Great diary mfm. I am going to print it and hand it out to our WIB.
don't just blast Dems
The problem is we have this sort of political elite, tied to the corporate oligarchy in both parties.
So, it's easy to just blame the party in power instead of the system itself, which needs fixing.
And of course expecting those who benefit from the system, expecting them to fix it...
well, what was that phrase about foxes in the hen house?
$57M from MI. It just seems like MI gets pooped on everytime! From the primary votes to jobs to Federal money it seems like their title should be the shit on state.
Not just the party in power....
I expect Republicans to be greedy little swine trampling on each other at the feeder. I use to expect more from Democrats until Clinton and now Obama proved they are a part of the problem.

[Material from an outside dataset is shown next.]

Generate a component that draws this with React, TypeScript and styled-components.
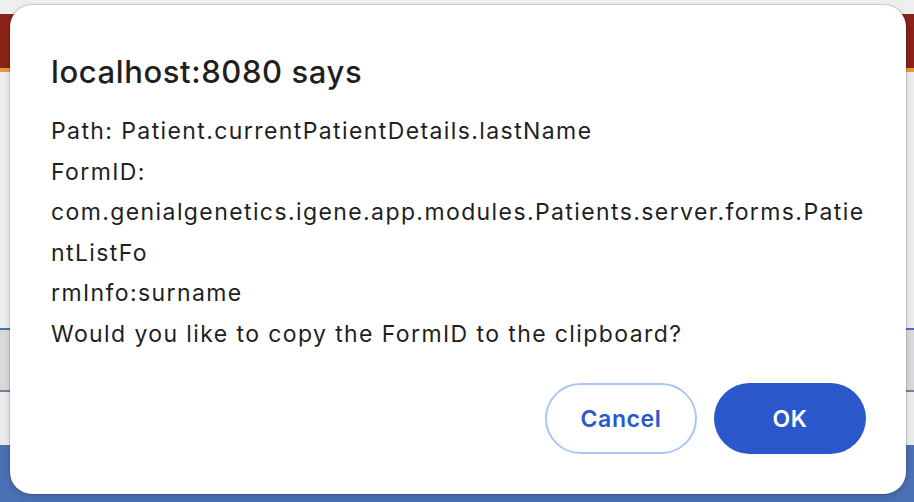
import React from "react";
import styled, { createGlobalStyle } from "styled-components";

const Global = createGlobalStyle`
  html, body { margin: 0; padding: 0; }
  body { width: 914px; height: 502px; overflow: hidden; font-family: Inter, "Noto Sans", sans-serif; }
  #root { width: 914px; height: 502px; }
`;

const Page = styled.div`
  position: relative;
  width: 914px;
  height: 502px;
  display: flex;
  flex-direction: column;
  background: #ededed;
  overflow: hidden;
`;

const Band = styled.div<{ $h: number; $bg: string }>`
  height: ${(p) => p.$h}px;
  flex: 0 0 ${(p) => p.$h}px;
  background: ${(p) => p.$bg};
`;

const FillBand = styled.div<{ $bg: string }>`
  flex: 1;
  background: ${(p) => p.$bg};
`;

const Dialog = styled.div`
  position: absolute;
  left: 10px;
  top: 5px;
  width: 896px;
  height: 489px;
  box-sizing: border-box;
  background: #ffffff;
  border-radius: 22px;
  box-shadow: 0 0 0 1px rgba(0, 0, 0, 0.12), 0 2px 6px rgba(0, 0, 0, 0.15);
  padding: 49px 40px 0 41px;
  display: flex;
  flex-direction: column;
  color: #1f1f1f;
`;

const Title = styled.h1`
  margin: 0;
  font-size: 31px;
  font-weight: 500;
  line-height: 36px;
  letter-spacing: 0.6px;
`;

const Message = styled.div`
  margin-top: 21px;
  font-size: 23px;
  line-height: 40.5px;
  font-weight: 400;
  letter-spacing: 1.4px;
`;

const Line = styled.div`
  white-space: nowrap;
`;

const Actions = styled.div`
  margin-top: 29px;
  display: flex;
  justify-content: flex-end;
  gap: 17px;
`;

const Button = styled.button<{ $primary?: boolean }>`
  width: 152px;
  height: 71px;
  border-radius: 36px;
  box-sizing: border-box;
  font-family: Inter, "Noto Sans", sans-serif;
  font-size: 23px;
  font-weight: 600;
  letter-spacing: 0.6px;
  cursor: pointer;
  border: ${(p) => (p.$primary ? "none" : "2px solid #aac6f4")};
  background: ${(p) => (p.$primary ? "#2a58cb" : "#ffffff")};
  color: ${(p) => (p.$primary ? "#ffffff" : "#2a58cb")};
`;

const lines = [
  "Path: Patient.currentPatientDetails.lastName",
  "FormID:",
  "com.genialgenetics.igene.app.modules.Patients.server.forms.Patie",
  "ntListFo",
  "rmInfo:surname",
  "Would you like to copy the FormID to the clipboard?",
];

export default function App() {
  return (
    <>
      <Global />
      <Page>
        <Band $h={14} $bg="#efefef" />
        <Band $h={54} $bg="#8b2219" />
        <Band $h={4} $bg="#df9c3c" />
        <Band $h={256} $bg="#ececec" />
        <Band $h={2} $bg="#4b6fb4" />
        <Band $h={60} $bg="#d9d9dd" />
        <Band $h={2} $bg="#7c7f98" />
        <Band $h={53} $bg="#ebebeb" />
        <FillBand $bg="#4a6fb3" />
        <Dialog>
          <Title>localhost:8080 says</Title>
          <Message>
            {lines.map((l, i) => (
              <Line key={i}>{l}</Line>
            ))}
          </Message>
          <Actions>
            <Button>Cancel</Button>
            <Button $primary>OK</Button>
          </Actions>
        </Dialog>
      </Page>
    </>
  );
}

MI has also been a donor state for as long as I can remember. Working with unions and the autos, a controlled downsizing was taking place. It was balancing GM against the people it owed. Obama, to GM's glee I'm sure, just said hell and plowed on through straight to bankruptcy court.
If you need saving, think twice about calling him. Geithner has been calling all the shots.
YES WE CAN doesn't necessarily mean he will.
A full two months after you wrote this middle
is the MSM now reporting on what you researched.
Analysis: States Hit Hardest getting least Stimulus funds.
I swear, we need some $$$$ because come on, a full two months after you work this all out, for free and only then comes a MSM report and they don't even link over to this?
I used the USA
Today database to get numbers, so I think that the MSM was covering it.
Just not particularly well.
I still think that there is a huge problem.
I understand that the immediate concern was to get money into the system to kick start the economy. I just think that the money wasn't well targeted.
A targeted recovery that focused on putting those out of work back to work would be much more effective than an ad hoc cash dump into the economy.